Livestock manure around the globe is packed with antibiotic resistance genes (ARGs) that could threaten human health, according to a new study in Science Advances.
The study was published by Chinese and US researchers, who sampled 4,017 manure specimens from pigs, chickens, and cattle in 26 countries over 14 years.
Overall, the searchers found a substantial reservoir of known (2,291 subtypes) and latent ARGs (3,166 subtypes). The detections conferred potential resistance to 30 antibiotic classes.
Chicken manure showed the highest ARG diversity, followed by swine and cow manure. On average, chicken and swine samples contained 2.0 times the ARGs of that found in human feces, 2.5 times of that in sewage, and 18.3 times of that in soil.
This research shows that what happens on farms doesn’t stay on farms.
“This research shows that what happens on farms doesn’t stay on farms,” said James Tiedje, PhD, one of the authors of the study, in a press release from Michigan State University. “Genes from manure can make their way into the water we drink, the food we eat and the bacteria that make us sick.”

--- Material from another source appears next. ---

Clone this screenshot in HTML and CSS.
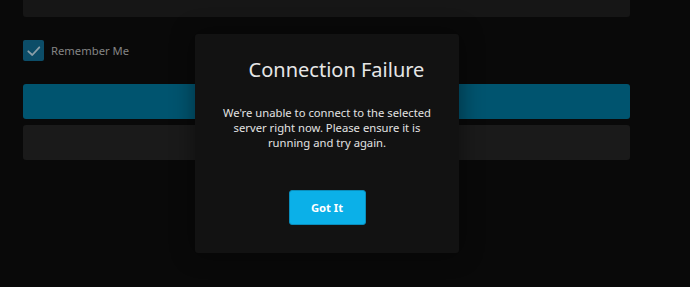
FILE: index.html
```html
<!DOCTYPE html>
<html lang="en">
<head>
<meta charset="utf-8">
<title>Connection Failure</title>
<link rel="stylesheet" href="styles.css">
</head>
<body>
  <main class="page">
    <form class="login-form">
      <div class="field"></div>
      <label class="remember">
        <span class="checkbox">
          <svg width="21" height="21" viewBox="0 0 21 21"><path d="M5.3 11.3 L9.3 15 L16.3 7.3" fill="none" stroke="#8a9ea8" stroke-width="1.8" stroke-linecap="round" stroke-linejoin="round"/></svg>
        </span>
        <span class="remember-label">Remember Me</span>
      </label>
      <div class="btn btn-primary"></div>
      <div class="btn btn-secondary"></div>
    </form>
  </main>
  <div class="dialog" role="dialog">
    <h2 class="dialog-title">Connection Failure</h2>
    <p class="dialog-text">We're unable to connect to the selected server right now. Please ensure it is running and try again.</p>
    <div class="dialog-actions">
      <button class="btn-ok" type="button">Got It</button>
    </div>
  </div>
</body>
</html>
```

FILE: styles.css
```css
html, body {
  margin: 0;
  padding: 0;
  background: #090909;
  height: 100%;
  overflow: hidden;
  font-family: "Noto Sans", "Open Sans", sans-serif;
}

.page {
  padding: 0 60px 0 23px;
}

.login-form {
  display: flex;
  flex-direction: column;
  width: 607px;
}

.field {
  height: 40px;
  margin-top: -23px;
  background: #161616;
  border-radius: 3px;
}

.remember {
  display: flex;
  align-items: center;
  gap: 7px;
  margin-top: 22px;
  height: 22px;
}

.checkbox {
  width: 21px;
  height: 21px;
  background: #0c4d68;
  border-radius: 2px;
  display: block;
}

.checkbox svg {
  display: block;
}

.remember-label {
  color: #848484;
  font-size: 11.25px;
  line-height: 15px;
}

.btn {
  height: 35px;
  border-radius: 3px;
}

.btn-primary {
  margin-top: 23px;
  background: #00546f;
}

.btn-secondary {
  margin-top: 6px;
  background: #1a1a1a;
}

.dialog {
  position: absolute;
  left: 195px;
  top: 34px;
  width: 264px;
  height: 219px;
  box-sizing: border-box;
  padding: 22px 24px 28px;
  background: #121212;
  border-radius: 3px;
  box-shadow: 0 0 24px rgba(0, 0, 0, 0.45);
  display: flex;
  flex-direction: column;
  align-items: stretch;
}

.dialog-title {
  margin: 0;
  padding-left: 19px;
  text-align: center;
  font-weight: 400;
  font-size: 20px;
  line-height: 27px;
  color: #e6e6e6;
}

.dialog-text {
  margin: 22px 0 0;
  text-align: center;
  font-size: 11.25px;
  line-height: 15px;
  color: #e2e2e2;
}

.dialog-actions {
  margin-top: 40px;
  display: flex;
  justify-content: center;
}

.btn-ok {
  width: 77px;
  height: 35px;
  box-sizing: border-box;
  border: 1px solid #0a8dbb;
  border-radius: 3px;
  background: #0bb0e8;
  color: #ffffff;
  font-family: "Noto Sans", "Open Sans", sans-serif;
  font-weight: 700;
  font-size: 11.25px;
  padding: 0;
}
```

Chinese pig samples have highest levels
The authors then took additional information about clinical significance, potential for mobility, and higher risk ARGs to make a predictive global map of livestock resistome risks that can help guide research and policy.
They found that swine manure diversity in Asia (246 ARGs) and abundance (3.93 copies per cell) was significantly higher than on other continents, specifically for aminoglycoside and tetracycline resistance gene abundance. The chicken manure diversity was highest in the European samples, despite Scandinavian countries having some of the lowest rates of detection.
North America had the highest detections among bovine manure samples, with Canada having the most ARGs detected, followed by the United States.
“As the world’s largest pig producer, accounting for more than 50% of the global pig population, China displays higher bacterial abundance, diversity, and RSs [risk score] in pig manure than all other countries,” the authors wrote. “As the leading beef producers, the United States and Brazil exhibit notably higher resistome abundance and diversity in cattle manure compared to other countries, with the exception of Canada.”
Helpful One Health tool
The authors said their map could be used as a helpful One Health tool as countries battle antimicrobial resistance. According to the World Health Organization, antimicrobial resistance killed at least 1.27 million people worldwide, and was associated with nearly 5 million deaths, in 2019.
“There’s been a global push to reduce antibiotics in agriculture,” said Tiedje. “Denmark and other European countries led the way by banning growth-promotion antibiotics years ago and they’ve seen lower resistance levels as a result.
“The data from this study can help countries decide what’s most important for them to act on and where those efforts can have the biggest impact.”